If you want to know what kind of bar Pop Tavern (825 N Killingsworth St., 206-8483) is, just look where they hang the marquee. A few blocks away on Killingsworth, the Florida Room uses its near-identical letterboard sign to tell the whole damn world "HONUS IS THE MAN" and "MORALITY IS THE LAST BASTION OF COWARDICE." Pop Tavern, though? They hang their slogan board inside the bar instead, facing nobody but the bartender.
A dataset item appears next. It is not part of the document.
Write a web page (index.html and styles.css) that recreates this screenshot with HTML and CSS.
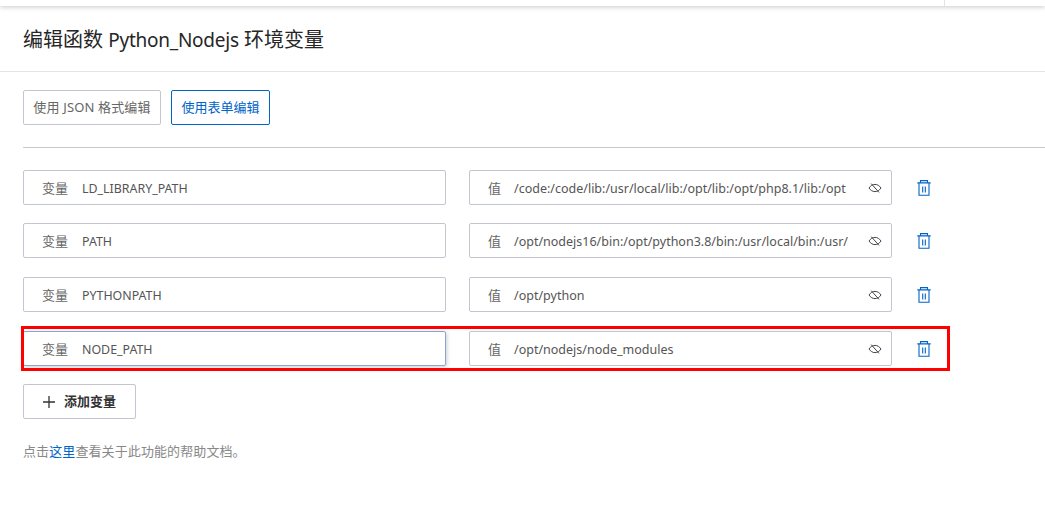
FILE: index.html
```html
<!DOCTYPE html>
<html lang="zh">
<head>
<meta charset="utf-8">
<title>编辑函数环境变量</title>
<link rel="stylesheet" href="styles.css">
</head>
<body>
<div class="topbar"><span class="topbar-sep"></span></div>
<h1 class="title">编辑函数 <span class="latin">Python_Nodejs</span> 环境变量</h1>
<main class="content">
  <div class="tabs">
    <button class="tab tab-json">使用 JSON 格式编辑</button>
    <button class="tab tab-form">使用表单编辑</button>
  </div>
  <div class="rows">
    <div class="row">
      <div class="field field-name"><span class="label">变量</span><span class="value">LD_LIBRARY_PATH</span></div>
      <div class="field field-val"><span class="label">值</span><span class="value clip">/code:/code/lib:/usr/local/lib:/opt/lib:/opt/php8.1/lib:/opt</span>
        <svg class="eye" viewBox="0 0 14 14"><use href="#eye"/></svg></div>
      <svg class="trash" viewBox="0 0 14 16"><use href="#trash"/></svg>
    </div>
    <div class="row">
      <div class="field field-name"><span class="label">变量</span><span class="value">PATH</span></div>
      <div class="field field-val"><span class="label">值</span><span class="value clip">/opt/nodejs16/bin:/opt/python3.8/bin:/usr/local/bin:/usr/</span>
        <svg class="eye" viewBox="0 0 14 14"><use href="#eye"/></svg></div>
      <svg class="trash" viewBox="0 0 14 16"><use href="#trash"/></svg>
    </div>
    <div class="row">
      <div class="field field-name"><span class="label">变量</span><span class="value">PYTHONPATH</span></div>
      <div class="field field-val"><span class="label">值</span><span class="value clip">/opt/python</span>
        <svg class="eye" viewBox="0 0 14 14"><use href="#eye"/></svg></div>
      <svg class="trash" viewBox="0 0 14 16"><use href="#trash"/></svg>
    </div>
    <div class="row row-marked">
      <div class="field field-name field-focus"><span class="label">变量</span><span class="value">NODE_PATH</span></div>
      <div class="field field-val"><span class="label">值</span><span class="value clip">/opt/nodejs/node_modules</span>
        <svg class="eye" viewBox="0 0 14 14"><use href="#eye"/></svg></div>
      <svg class="trash" viewBox="0 0 14 16"><use href="#trash"/></svg>
      <span class="marker"></span>
    </div>
  </div>
  <button class="add"><svg class="plus" viewBox="0 0 12 12"><path d="M6 0v12M0 6h12"/></svg>添加变量</button>
  <p class="help">点击<a href="#">这里</a>查看关于此功能的帮助文档。</p>
</main>
<svg class="defs" width="0" height="0">
  <symbol id="eye" viewBox="0 0 14 14"><path d="M1 7c1.600-2.400 3.600-3.600 6-3.600S11.400 4.600 13 7c-1.600 2.400-3.600 3.600-6 3.600S2.600 9.400 1 7z" fill="none" stroke="currentColor" stroke-width="1"/><path d="M3.200 2.600l7.800 8.800" fill="none" stroke="currentColor" stroke-width="1"/></symbol>
  <symbol id="trash" viewBox="0 0 14 16"><path d="M3.500 2.500V.6h7v1.900M.3 2.900h13.400M2 3.400v11.900h10V3.400M5.700 6.500v6M8.300 6.500v6" fill="none" stroke="currentColor" stroke-width="1.100"/></symbol>
</svg>
</body>
</html>
```
FILE: styles.css
```css
* { box-sizing: border-box; }
html, body { margin: 0; padding: 0; }
body {
  width: 1045px;
  height: 520px;
  overflow: hidden;
  background: #fff;
  font-family: "Noto Sans", "Noto Sans CJK SC", sans-serif;
  color: #333;
}
.topbar {
  height: 6px;
  background: #fff;
  box-shadow: 0 1px 5px rgba(0, 0, 0, 0.22);
  display: flex;
  justify-content: flex-end;
  padding-right: 100px;
}
.topbar-sep { width: 1px; height: 6px; background: #e4e4e4; }
.title {
  margin: 0;
  height: 66px;
  padding: 20px 23px 0;
  font-size: 20px;
  line-height: 28px;
  font-weight: 400;
  color: #262626;
  border-bottom: 1px solid #e5e5e5;
}
.latin { font-size: 19px; letter-spacing: -0.250px; }
.content { padding: 18px 0 0 23px; }
.tabs {
  display: flex;
  gap: 10px;
  padding-bottom: 22px;
  border-bottom: 1px solid #c9c9c9;
}
.tab {
  height: 35px;
  padding: 0;
  background: #fff;
  border: 1px solid #c4c6cf;
  border-radius: 2px;
  font: 13px/1 "Noto Sans", "Noto Sans CJK SC", sans-serif;
  color: #666;
}
.tab-json { width: 138px; letter-spacing: 0.150px; }
.tab-form { width: 99px; border-color: #0064c8; color: #0064c8; }
.rows { display: flex; flex-direction: column; gap: 19px; padding-top: 22px; }
.row { display: flex; align-items: center; position: relative; height: 35px; }
.row:first-child { margin-bottom: -1px; }
.field {
  height: 35px;
  display: flex;
  align-items: center;
  border: 1px solid #c4c6cf;
  border-radius: 2px;
  background: #fff;
  font-size: 13px;
  color: #555;
}
.field-name { width: 423px; padding-left: 18px; }
.field-val { width: 423px; margin-left: 23px; padding-left: 18px; }
.field-name .label { margin-right: 14px; }
.field-focus { border-color: #8aa6d0; box-shadow: 1px 1px 4px rgba(0, 0, 0, 0.2); }
.label { color: #666; margin-right: 13px; flex: none; }
.value { color: #555; white-space: nowrap; font-size: 12.400px; padding-top: 1px; }
.clip { width: 334px; font-size: 12.500px; }
.eye { width: 14px; height: 14px; margin-left: 20px; color: #444; flex: none; }
.trash { width: 14px; height: 16px; margin-left: 25px; color: #0064c8; flex: none; }
.marker {
  position: absolute;
  left: -2px;
  top: -5px;
  width: 929px;
  height: 45px;
  border: 3px solid #f00;
  pointer-events: none;
}
.add {
  display: flex;
  align-items: center;
  margin-top: 18px;
  width: 113px;
  height: 35px;
  padding: 0 0 0 19px;
  background: #fff;
  border: 1px solid #c4c6cf;
  border-radius: 2px;
  font: 600 13px/1 "Noto Sans", "Noto Sans CJK SC", sans-serif;
  color: #333;
}
.plus { width: 12px; height: 12px; margin-right: 9px; fill: none; stroke: #333; stroke-width: 1.300; }
.help { margin: 23px 0 0; font-size: 13px; line-height: 18px; color: #888; letter-spacing: 0.100px; }
.help a { color: #0064c8; text-decoration: none; }
.defs { position: absolute; }
```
They're just talking to themselves—and what they're saying is, they're "THROUGH BEING COOL" or in mourning for recently departed drummer Andrew Loomis. They've got no website—and the official Facebook page until recently was just a picture of a dog wearing sunglasses.
The exposed brick wall opposite the marquee is mostly bare except for a few posters of old Wire and Gun Club shows, and the bar top is the same old repurposed bowling-lane wood as when the space was still called Duckett's Public House, a mungy dive that dug so, so deep the old regulars are probably still buried under the floorboards. Pop Tavern owner Demetri Kassapakis—who also owns the Hilt on Alberta, and helped start the Bonfire Lounge on Stark in the '90s—threw months of toil into rebuilding filthy, rotten Duckett's from the ground up. But the result was a bar that looks a lot like "bar"—the platonic form of bar, as understood equally well by Hank Williams I, II and III.
But the tap list is way more decent than it should be, with the $2.75 Coors Banquet joined by Commons Urban Farmhouse and Pfriem IPA. And the burger—a mere $6.50—is juicy and beefy and comes with maybe the city's finest crinkle fries, salted just so. It's all so worn-in you could be fooled into believing the bar has been open for 20 years instead of just a month, until a little piece of the old Duckett's drifts in. "I don't do any drugs I can't grow myself," says a former Duckett's patron. "That's why I've got a coca plant." He then leaned in menacingly and called one of our former interns "good-looking but full of shit." The bartender pulled the guy's beer, turned up the David Bowie, and all was well.